The new problem is partly attributed to the excess apples collecting in a small gorge along the roadside.  Initially this practice didn’t bring conflict.  However, now the bears know there is easy food here so their visits to the village have become more frequent.  Wildlife SOS was able to confirm the reports by visiting the location and collecting bear sign data.

The team from Wildlife SOS was able to find multiple pug marks in the fresh snow and the presence of a potential denning area located close to human habitations. Although there were apple trees in the lower areas, the villagers said they couldn’t care for them because of the threat of bears being present there.

Once the potential bear threats were realized, Wildlife SOS initiated the process of mitigating this conflict situation by calling a meeting with all the orchard owners.  There was a discussion on what has changed in the community that would have prompted a change in the behavior of the bears.  Then a strategy was laid out to keep the people safe and the bears unharmed.  Stress was laid on following certain do’s and don’ts pertaining to black bear conflicts.  In the long run it was decided to follow a plan on managing the fruit wastes during the harvest, which in this case was the main reason for the problem.  

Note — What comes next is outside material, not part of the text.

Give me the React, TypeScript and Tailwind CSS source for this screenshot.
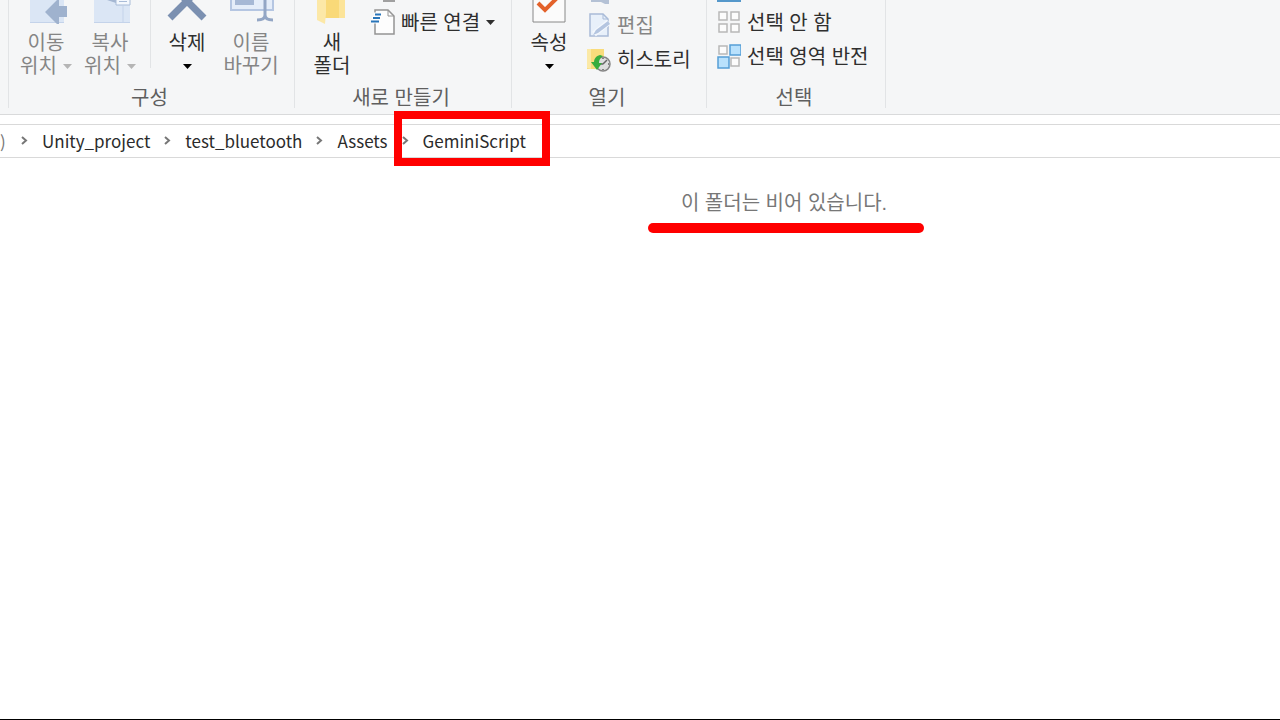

The Wildlife SOS team surveyed the village and found the community to be open with no walls or fences aroud their homes.  It was recommended to block certain points that serve as the main entry points for wildlife.  People were advised not to wander around along and move out of their homes in early morning or late evenings.  It was also reinforced that the bears in the denning area needed to be left alone.

Pamphlets about being ‘Bear Safe’ were distributed to the villagers.  By keeping people safe, it is more likely that the bears will be left alone and left to live pecefully.